If you find it hard to stay consistent on your own, Daily AI Writer's AI Writing Coach feature is built for exactly this. It helps you track writing sessions, set practice goals, and see patterns in what you are working on so your creative writing exercises stay targeted rather than scattered.

Amateurs sit and wait for inspiration, the rest of us just show up and get to work.

Stephen King

Can AI Tools Support Your Creative Writing Exercises?

AI writing tools work best as practice partners when you treat them as a sounding board rather than a ghostwriter. The most valuable use is not having AI write for you but using it to generate options you then evaluate and improve upon.

One approach: write a dialogue scene yourself first, then ask an AI tool to rewrite the same exchange with a different emotional tone. Seeing the contrast between your instinct and an alternative trains your eye to spot where your default settings show up in your writing.
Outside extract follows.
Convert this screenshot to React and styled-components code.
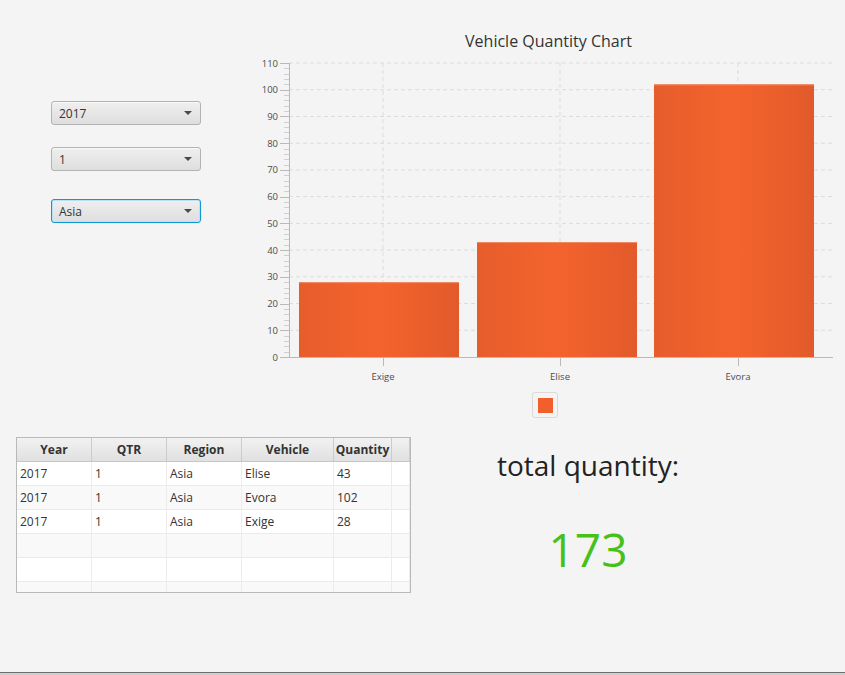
import React from 'react';
import styled, { createGlobalStyle } from 'styled-components';

const GlobalStyle = createGlobalStyle`
  html, body {
    margin: 0;
    padding: 0;
    background: #f4f4f4;
  }
  body {
    font-family: 'Open Sans', 'Noto Sans', 'Liberation Sans', sans-serif;
    color: #333;
  }
`;

const data = [
  { year: '2017', qtr: '1', region: 'Asia', vehicle: 'Elise', quantity: 43 },
  { year: '2017', qtr: '1', region: 'Asia', vehicle: 'Evora', quantity: 102 },
  { year: '2017', qtr: '1', region: 'Asia', vehicle: 'Exige', quantity: 28 },
];

const bars = [
  { name: 'Exige', value: 28, x: 299, center: 383 },
  { name: 'Elise', value: 43, x: 477, center: 560 },
  { name: 'Evora', value: 102, x: 654, center: 738 },
];

const Page = styled.div`
  width: 845px;
  height: 675px;
  display: grid;
  grid-template-rows: 437px 1fr 3px;
  overflow: hidden;
`;

const TopRow = styled.div`
  display: grid;
  grid-template-columns: 250px 1fr;
`;

const Controls = styled.div`
  display: flex;
  flex-direction: column;
  padding: 101px 0 0 51px;
`;

const Combo = styled.div`
  width: 150px;
  height: 24px;
  box-sizing: border-box;
  margin-top: ${(p) => p.$offset || 0}px;
  display: flex;
  align-items: center;
  justify-content: space-between;
  padding: 0 8px 0 7px;
  border-radius: 3px;
  border: 1px solid ${(p) => (p.$focused ? '#0a9bd6' : '#b3b3b3')};
  box-shadow: ${(p) => (p.$focused ? 'inset 0 0 0 1px #b8e2f3' : 'inset 0 1px 0 #f8f8f8')};
  background: linear-gradient(#efefef, #dedede);
  font-size: 12px;
  color: #333;
`;

const Arrow = styled.span`
  width: 0;
  height: 0;
  border-left: 4px solid transparent;
  border-right: 4px solid transparent;
  border-top: 4px solid #4a4a4a;
`;

const ChartArea = styled.div`
  display: flex;
  flex-direction: column;
  align-items: flex-start;
`;

const ChartTitle = styled.div`
  width: 595px;
  margin-top: 30px;
  text-align: center;
  font-size: 16px;
  line-height: 22px;
  color: #333;
  text-indent: 2px;
`;

const ChartSvg = styled.svg`
  display: block;
  width: 595px;
  height: 333px;
  margin-top: 3px;
`;

const LegendBox = styled.div`
  margin: 4px 0 0 282px;
  width: 26px;
  height: 26px;
  box-sizing: border-box;
  border: 1px solid #dadada;
  border-radius: 3px;
  display: flex;
  align-items: center;
  justify-content: center;
`;

const LegendSymbol = styled.span`
  width: 15px;
  height: 15px;
  background: #f1602c;
`;

const BottomRow = styled.div`
  display: grid;
  grid-template-columns: 16px 395px 1fr;
`;

const Table = styled.div`
  grid-column: 2;
  height: 156px;
  box-sizing: border-box;
  border: 1px solid #b9b9b9;
  overflow: hidden;
  background: #fff;
`;

const Row = styled.div`
  display: grid;
  grid-template-columns: 75px 75px 75px 92px 58px 1fr;
  height: 24px;
  box-sizing: border-box;
  border-bottom: 1px solid ${(p) => (p.$header ? '#c6c6c6' : '#ebebeb')};
  background: ${(p) => (p.$header ? 'linear-gradient(#f2f2f2, #e0e0e0)' : p.$odd ? '#f9f9f9' : '#ffffff')};
`;

const Cell = styled.div`
  display: flex;
  align-items: center;
  justify-content: ${(p) => (p.$header ? 'center' : 'flex-start')};
  padding-left: ${(p) => (p.$header ? 0 : 3)}px;
  border-right: 1px solid ${(p) => (p.$header ? '#cbcbcb' : '#ececec')};
  font-size: 12px;
  font-weight: ${(p) => (p.$header ? 700 : 400)};
  color: #333;
  white-space: nowrap;
  overflow: hidden;
`;

const TotalPanel = styled.div`
  grid-column: 3;
  width: 240px;
  margin-left: 57px;
  display: flex;
  flex-direction: column;
  align-items: center;
`;

const TotalLabel = styled.div`
  margin-top: 8px;
  font-size: 28px;
  line-height: 40px;
  color: #222;
`;

const TotalValue = styled.div`
  margin-top: 32px;
  font-size: 46px;
  line-height: 64px;
  color: #45c11a;
`;

const BottomEdge = styled.div`
  border-top: 1px solid #6f6f6f;
  background: #cfcfcf;
`;

const scaleY = (v) => 357 - v * (294 / 110);

function Chart() {
  const majors = [];
  for (let v = 0; v <= 110; v += 10) majors.push(v);
  const minors = [];
  for (let v = 0; v < 110; v += 2) if (v % 10) minors.push(v);

  return (
    <ChartSvg viewBox="250 55 595 333">
      <defs>
        <linearGradient id="barFill" x1="0" x2="1" y1="0" y2="0">
          <stop offset="0" stopColor="#e65d2c" />
          <stop offset="0.5" stopColor="#f4632d" />
          <stop offset="1" stopColor="#e25a2b" />
        </linearGradient>
      </defs>
      {majors.slice(1).map((v) => (
        <line key={'h' + v} x1="289" x2="833" y1={scaleY(v)} y2={scaleY(v)} stroke="#dcdcdc" strokeDasharray="4 3" />
      ))}
      {bars.map((b) => (
        <line key={'v' + b.name} x1={b.center} x2={b.center} y1="63" y2="357" stroke="#dcdcdc" strokeDasharray="4 3" />
      ))}
      {bars.map((b) => (
        <g key={b.name}>
          <rect x={b.x} y={scaleY(b.value)} width="160" height={357 - scaleY(b.value)} fill="url(#barFill)" />
          <line x1={b.x} x2={b.x + 160} y1={scaleY(b.value) + 0.5} y2={scaleY(b.value) + 0.5} stroke="#f08a66" />
          <line x1={b.center + 0.5} x2={b.center + 0.5} y1="357" y2="366" stroke="#b9b9b9" />
          <text x={b.center} y="380" textAnchor="middle" fontSize="9.5" fill="#4d4d4d">{b.name}</text>
        </g>
      ))}
      {minors.map((v) => (
        <line key={'m' + v} x1="284" x2="289" y1={Math.round(scaleY(v)) + 0.5} y2={Math.round(scaleY(v)) + 0.5} stroke="#cfcfcf" />
      ))}
      {majors.map((v) => (
        <g key={'t' + v}>
          <line x1="280" x2="289" y1={Math.round(scaleY(v)) + 0.5} y2={Math.round(scaleY(v)) + 0.5} stroke="#b9b9b9" />
          <text x="278" y={scaleY(v) + 3.5} textAnchor="end" fontSize="9.5" fill="#4d4d4d">{v}</text>
        </g>
      ))}
      <line x1="289.5" x2="289.5" y1="63" y2="357" stroke="#b9b9b9" />
      <line x1="289" x2="833" y1="357.5" y2="357.5" stroke="#b9b9b9" />
    </ChartSvg>
  );
}

export default function App() {
  const total = data.reduce((sum, r) => sum + r.quantity, 0);
  return (
    <>
      <GlobalStyle />
      <Page>
        <TopRow>
          <Controls>
            <Combo>
              <span>2017</span>
              <Arrow />
            </Combo>
            <Combo $offset={22}>
              <span>1</span>
              <Arrow />
            </Combo>
            <Combo $offset={28} $focused>
              <span>Asia</span>
              <Arrow />
            </Combo>
          </Controls>
          <ChartArea>
            <ChartTitle>Vehicle Quantity Chart</ChartTitle>
            <Chart />
            <LegendBox>
              <LegendSymbol />
            </LegendBox>
          </ChartArea>
        </TopRow>
        <BottomRow>
          <Table>
            <Row $header>
              <Cell $header>Year</Cell>
              <Cell $header>QTR</Cell>
              <Cell $header>Region</Cell>
              <Cell $header>Vehicle</Cell>
              <Cell $header>Quantity</Cell>
              <Cell $header />
            </Row>
            {data.map((r, i) => (
              <Row key={r.vehicle} $odd={i % 2 === 1}>
                <Cell>{r.year}</Cell>
                <Cell>{r.qtr}</Cell>
                <Cell>{r.region}</Cell>
                <Cell>{r.vehicle}</Cell>
                <Cell>{r.quantity}</Cell>
                <Cell />
              </Row>
            ))}
            {[3, 4, 5].map((i) => (
              <Row key={'e' + i} $odd={i % 2 === 1}>
                <Cell />
                <Cell />
                <Cell />
                <Cell />
                <Cell />
                <Cell />
              </Row>
            ))}
          </Table>
          <TotalPanel>
            <TotalLabel>total quantity:</TotalLabel>
            <TotalValue>{total}</TotalValue>
          </TotalPanel>
        </BottomRow>
        <BottomEdge />
      </Page>
    </>
  );
}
For character development exercises, use a tool like Daily AI Writer's AI Writing Assistant to respond to character interview questions as if it were the character. You supply the prompts and the context; the AI responds in character. You do not have to accept any of the answers, but some will trigger something useful that you would not have found on your own.

For revision work, Daily AI Writer's AI Rewrite Assistant lets you paste a scene or paragraph and see it restructured in a different way. Use it the same way you would use the genre switch exercise above: not to replace your version but to give you a comparison that sharpens your critical judgment about your own choices.
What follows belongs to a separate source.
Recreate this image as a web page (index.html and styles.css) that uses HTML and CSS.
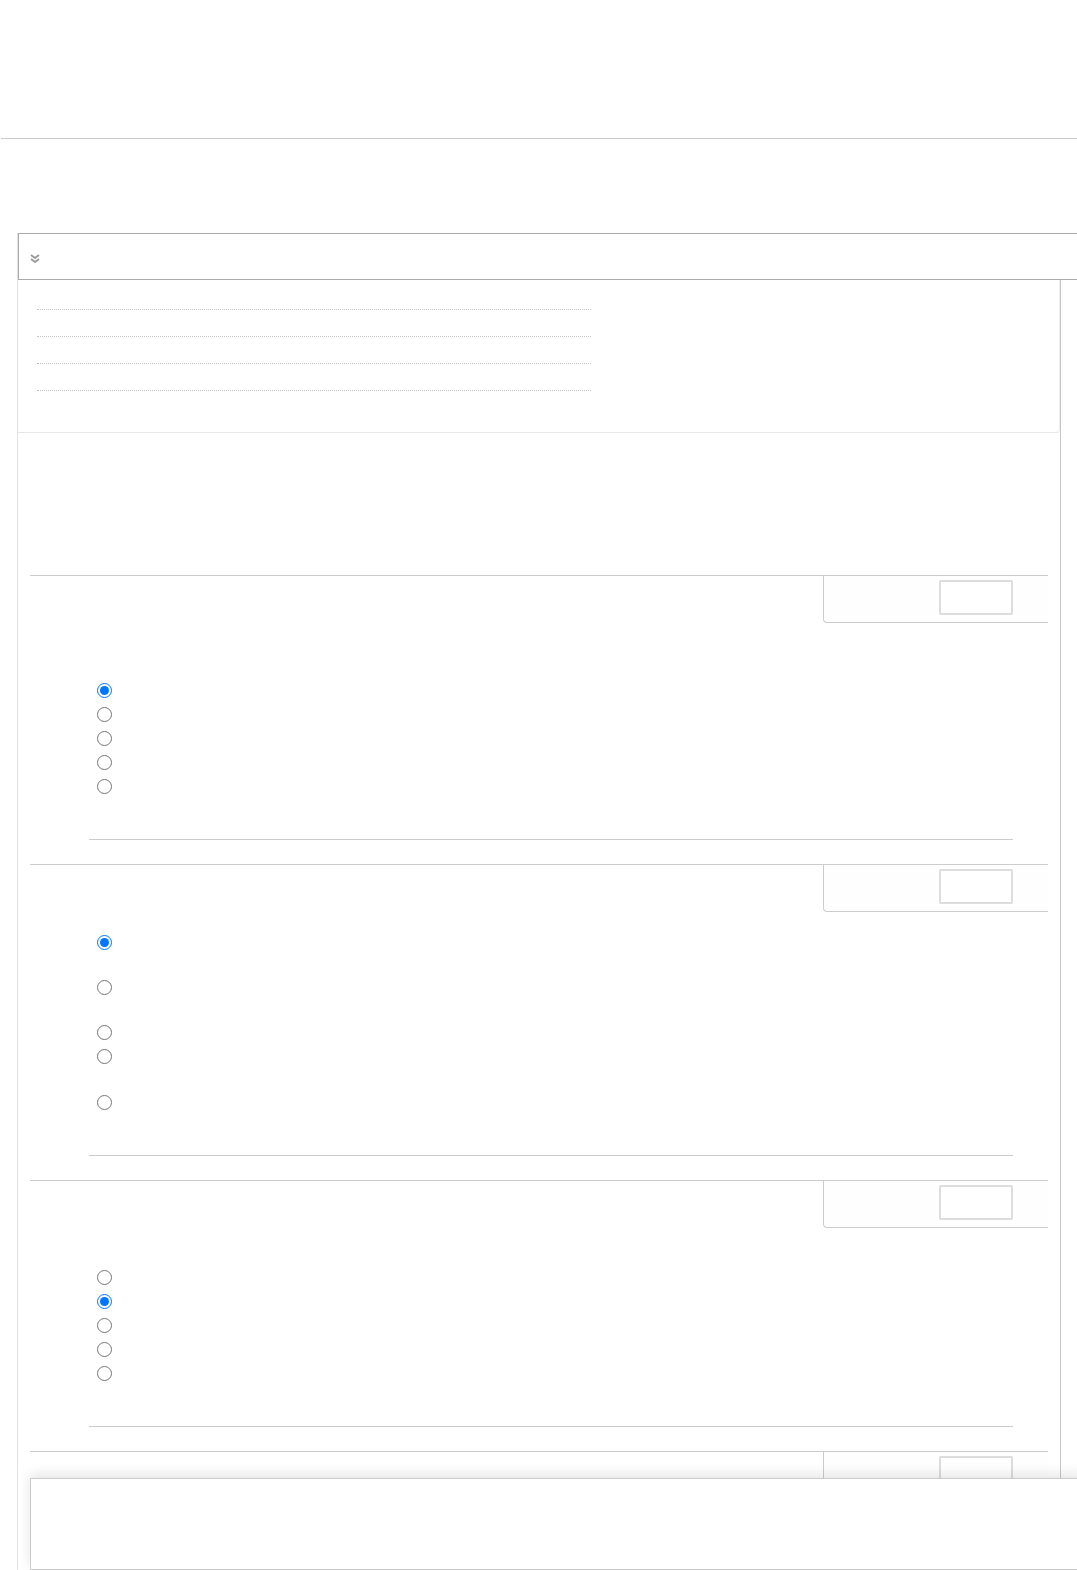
FILE: index.html
```html
<!DOCTYPE html>
<html lang="en">
<head>
  <meta charset="UTF-8" />
  <meta name="viewport" content="width=device-width, initial-scale=1.0"/>
  <title>Quiz</title>
  <link rel="stylesheet" href="styles.css">
</head>
<body>

<div class="topbar"></div>

<div class="panel">
  <div class="panel-head">
    <svg class="chevron" width="10" height="9" viewBox="0 0 10 9">
      <path d="M1 1l4 3 4-3M1 5l4 3 4-3" fill="none" stroke="#9a9a9a" stroke-width="1.9"/>
    </svg>
  </div>

  <!-- contents -->
  <ul class="toc">
    <li></li>
    <li></li>
    <li></li>
    <li></li>
  </ul>

  <!-- questions -->
  <div class="questions">

    <div class="que">
      <div class="que-info"><div class="grade-box"></div></div>
      <div class="que-content">
        <div class="qtext qtext-lg"></div>
        <div class="answer">
          <label class="option"><input type="radio" name="q1" checked></label>
          <label class="option"><input type="radio" name="q1"></label>
          <label class="option"><input type="radio" name="q1"></label>
          <label class="option"><input type="radio" name="q1"></label>
          <label class="option"><input type="radio" name="q1"></label>
        </div>
        <div class="que-sep"></div>
      </div>
    </div>

    <div class="que">
      <div class="que-info"><div class="grade-box"></div></div>
      <div class="que-content">
        <div class="qtext qtext-sm"></div>
        <div class="answer">
          <label class="option tall"><input type="radio" name="q2" checked></label>
          <label class="option tall"><input type="radio" name="q2"></label>
          <label class="option"><input type="radio" name="q2"></label>
          <label class="option taller"><input type="radio" name="q2"></label>
          <label class="option"><input type="radio" name="q2"></label>
        </div>
        <div class="que-sep"></div>
      </div>
    </div>

    <div class="que">
      <div class="que-info"><div class="grade-box"></div></div>
      <div class="que-content">
        <div class="qtext qtext-md"></div>
        <div class="answer">
          <label class="option"><input type="radio" name="q3"></label>
          <label class="option"><input type="radio" name="q3" checked></label>
          <label class="option"><input type="radio" name="q3"></label>
          <label class="option"><input type="radio" name="q3"></label>
          <label class="option"><input type="radio" name="q3"></label>
        </div>
        <div class="que-sep"></div>
      </div>
    </div>

    <div class="que">
      <div class="que-info"><div class="grade-box"></div></div>
      <div class="que-content">
        <div class="qtext qtext-lg"></div>
        <div class="answer">
          <label class="option"><input type="radio" name="q4"></label>
          <label class="option"><input type="radio" name="q4"></label>
          <label class="option"><input type="radio" name="q4"></label>
          <label class="option"><input type="radio" name="q4"></label>
        </div>
        <div class="que-sep"></div>
      </div>
    </div>

  </div>
</div>

<div class="bottom-bar"></div>

</body>
</html>
```

FILE: styles.css
```css
html, body { margin: 0; overflow: hidden; }
body { font-family: "Liberation Sans", Arial, sans-serif; background: #fff; color: #333; }

.topbar { height: 138px; margin-left: 1px; border-bottom: 1px solid #ccc; }

.panel { width: 1044px; box-sizing: border-box; margin: 94px 0 0 17px; padding-bottom: 24px; border-left: 1px solid #e2e2e2; border-right: 1px solid #c8c8c8; }
.panel-head { position: relative; height: 47px; box-sizing: border-box; margin-right: -40px; padding: 4px 0 0 11px; display: flex; align-items: center; background: #fff; border: 1px solid #aaa; border-right: none; }
.chevron { display: block; }

.toc { list-style: none; margin: 0; padding: 3px 0 41px 19px; border-right: 1px solid #ececec; border-bottom: 1px solid #e6e6e6; border-bottom-right-radius: 4px; }
.toc li { width: 554px; height: 26px; border-bottom: 1px dotted #c4c4c4; }

.questions { padding: 142px 12px 0; }
.que { border-top: 1px solid #ccc; margin-bottom: 24px; }
.que-info { float: right; width: 225px; height: 47px; box-sizing: border-box; padding-top: 4px; background: #fefefe; border-left: 1px solid #ccc; border-bottom: 1px solid #ccc; border-bottom-left-radius: 4px; }
.grade-box { width: 74px; height: 35px; box-sizing: border-box; margin-left: 115px; border: 2px solid #ddd; border-radius: 2px; background: #fff; }

.que-content { padding-left: 59px; }
.qtext-lg { height: 102px; }
.qtext-md { height: 84px; }
.qtext-sm { height: 65px; }

.answer { padding-left: 8px; }
.option { display: flex; align-items: flex-start; height: 24px; }
.option.tall { height: 45px; }
.option.taller { height: 46px; }
.option input { width: 15px; height: 15px; margin: 5px 0 0 0; }

.que-sep { margin: 41px 35px 0 0; border-top: 1px solid #ccc; }

.bottom-bar { position: fixed; left: 30px; right: -10px; bottom: 0; height: 92px; box-sizing: border-box; background: #fff; border: 1px solid #ccc; border-right: none; box-shadow: 0 -4px 12px rgba(0,0,0,0.1); }
```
The rule of thumb is this: AI in creative writing practice should generate options for you to evaluate, not content for you to submit. The evaluation process, deciding what is stronger and why, is where the actual learning happens.

These creative writing exercises, practiced consistently and reviewed honestly, compound over time. The writer who does 15 minutes of targeted practice every day for a year will not recognize their own earlier writing. That is not motivational talk. That is how skill development works.